The Hyderabad police smelled the racket for the first time when it arrested one Kameshwara Rao on June 16 and recovered fake currency notes worth Rs 10,000 from him. When it compared the notes with West Bengal police, Hyderabad police realized that it was part of a big racket as the Saha brothers arrested by police in Kolkatta had revealed that fake currency worth lakhs of rupees was sent to Andhra Pradesh to circulate in the market on commission basis.

During the interrogation Kameshwara Rao led the police to Satyanarayana Reddy and Soukat Ali and the police recovered currency worth Rs 36 lakh. Police were startled to know that fake currency of ten lakhs was already pushed in to the market by the gang.
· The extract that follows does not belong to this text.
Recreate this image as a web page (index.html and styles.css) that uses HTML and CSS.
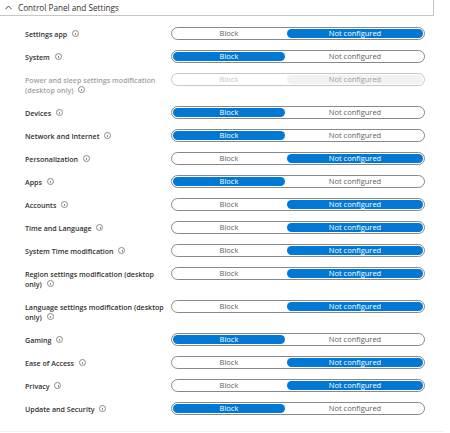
FILE: index.html
```html
<!DOCTYPE html>
<html lang="en">
<head>
    <meta charset="UTF-8">
    <meta name="viewport" content="width=device-width, initial-scale=1.0">
    <title>Control Panel and Settings</title>
    <link rel="stylesheet" href="styles.css">
</head>
<body>

    <!-- section header -->
    <div class="section-head">
        <svg class="chevron" width="7" height="5" viewBox="0 0 7 5"><path d="M0.5 4.2 L3.5 1 L6.5 4.2" fill="none" stroke="#323130" stroke-width="0.9"/></svg>
        <span>Control Panel and Settings</span>
    </div>

    <div class="rows">
        <div class="row">
            <div class="label">Settings app <i class="info"></i></div>
            <div class="toggle"><span class="seg">Block</span><span class="seg on">Not configured</span></div>
        </div>
        <div class="row">
            <div class="label">System <i class="info"></i></div>
            <div class="toggle"><span class="seg on">Block</span><span class="seg">Not configured</span></div>
        </div>
        <div class="row disabled">
            <div class="label">Power and sleep settings modification (desktop only) <i class="info"></i></div>
            <div class="toggle"><span class="seg">Block</span><span class="seg on">Not configured</span></div>
        </div>
        <div class="row">
            <div class="label">Devices <i class="info"></i></div>
            <div class="toggle"><span class="seg on">Block</span><span class="seg">Not configured</span></div>
        </div>
        <div class="row">
            <div class="label">Network and Internet <i class="info"></i></div>
            <div class="toggle"><span class="seg on">Block</span><span class="seg">Not configured</span></div>
        </div>
        <div class="row">
            <div class="label">Personalization <i class="info"></i></div>
            <div class="toggle"><span class="seg">Block</span><span class="seg on">Not configured</span></div>
        </div>
        <div class="row">
            <div class="label">Apps <i class="info"></i></div>
            <div class="toggle"><span class="seg on">Block</span><span class="seg">Not configured</span></div>
        </div>
        <div class="row">
            <div class="label">Accounts <i class="info"></i></div>
            <div class="toggle"><span class="seg">Block</span><span class="seg on">Not configured</span></div>
        </div>
        <div class="row">
            <div class="label">Time and Language <i class="info"></i></div>
            <div class="toggle"><span class="seg">Block</span><span class="seg on">Not configured</span></div>
        </div>
        <div class="row">
            <div class="label">System Time modification <i class="info"></i></div>
            <div class="toggle"><span class="seg">Block</span><span class="seg on">Not configured</span></div>
        </div>
        <div class="row">
            <div class="label">Region settings modification (desktop only) <i class="info"></i></div>
            <div class="toggle"><span class="seg">Block</span><span class="seg on">Not configured</span></div>
        </div>
        <div class="row">
            <div class="label">Language settings modification (desktop only) <i class="info"></i></div>
            <div class="toggle"><span class="seg">Block</span><span class="seg on">Not configured</span></div>
        </div>
        <div class="row">
            <div class="label">Gaming <i class="info"></i></div>
            <div class="toggle"><span class="seg on">Block</span><span class="seg">Not configured</span></div>
        </div>
        <div class="row">
            <div class="label">Ease of Access <i class="info"></i></div>
            <div class="toggle"><span class="seg">Block</span><span class="seg on">Not configured</span></div>
        </div>
        <div class="row">
            <div class="label">Privacy <i class="info"></i></div>
            <div class="toggle"><span class="seg">Block</span><span class="seg on">Not configured</span></div>
        </div>
        <div class="row">
            <div class="label">Update and Security <i class="info"></i></div>
            <div class="toggle"><span class="seg on">Block</span><span class="seg">Not configured</span></div>
        </div>
    </div>

    <div class="foot"></div>

</body>
</html>
```

FILE: styles.css
```css
body {
    margin: 0;
    background-color: white;
    color: #323130;
    font-family: "Open Sans", "Noto Sans", sans-serif;
    font-size: 7.5px;
}

/* header of the collapsible section */
.section-head {
    width: 434px;
    height: 16px;
    border-bottom: 1px solid #c8c6c4;
    border-right: 1px solid #c8c6c4;
    display: flex;
    align-items: center;
    gap: 6px;
    padding-left: 5px;
    box-sizing: border-box;
    font-size: 8.2px;
}

.chevron {
    margin-top: -1px;
}

.rows {
    display: flex;
    flex-direction: column;
    gap: 10px;
    padding: 11px 0 0 25px;
}

.row {
    display: flex;
    align-items: flex-start;
}

.label {
    width: 146px;
    line-height: 10px;
    padding: 1.5px 0;
    font-size: 7.1px;
    font-weight: 600;
    color: #323130;
}

.info {
    display: inline-block;
    width: 5px;
    height: 5px;
    border: 0.8px solid #8a8886;
    border-radius: 50%;
    margin-left: 3px;
    vertical-align: -0.5px;
    position: relative;
}

.info::after {
    content: "";
    position: absolute;
    left: 2.1px;
    top: 1.6px;
    width: 0.8px;
    height: 2.4px;
    background: #8a8886;
}

/* pill toggle */
.toggle {
    width: 254px;
    height: 13px;
    box-sizing: border-box;
    border: 1px solid #8a8886;
    border-radius: 7px;
    padding: 1px;
    display: flex;
    gap: 2px;
}

.seg {
    flex: 1;
    border-radius: 5px;
    text-align: center;
    line-height: 9px;
    color: #605e5c;
}

.seg:first-child {
    flex: 0 0 112px;
}

.seg.on {
    background-color: #0078d4;
    color: white;
}

.disabled .label {
    color: #a19f9d;
}

.disabled .toggle {
    border-color: #c8c6c4;
}

.disabled .seg {
    color: #c8c6c4;
}

.disabled .seg.on {
    background-color: #f3f2f1;
    color: #a19f9d;
}

.foot {
    width: 445px;
    height: 1px;
    background-color: #f3f2f1;
    margin-top: 16px;
}
```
The police officials were surrprized to see the high quality of the fake currency. “The currency notes in Rs 500 denomination were so sophisticated that no printing press in India could have printed them”, said Prasad Rao.

The investigators suspect that these notes were printed in a printing press in Karachi.

This is second time that such a huge amount of fake currency was seized in Hyderabad in less than a year. The police had seized fake currency worth Rs 2.36 crore in Hyderabad on August 25 and arrested three local persons Ghouse Pasha, Mohammed Nijat and Khalid Bin Saleh and one UAE national 31 year Alkaz Khamis Obaid Ali. The fake currency was in denomination of Rs 500 and 1000.

That gang had also revealed that the fake currency had come from Pakistan. Significantly with in hours of busting of fake currency racket, Hyderabad was rocked by twin blasts at Lumbini Park and Gokul Chat killing 44 people.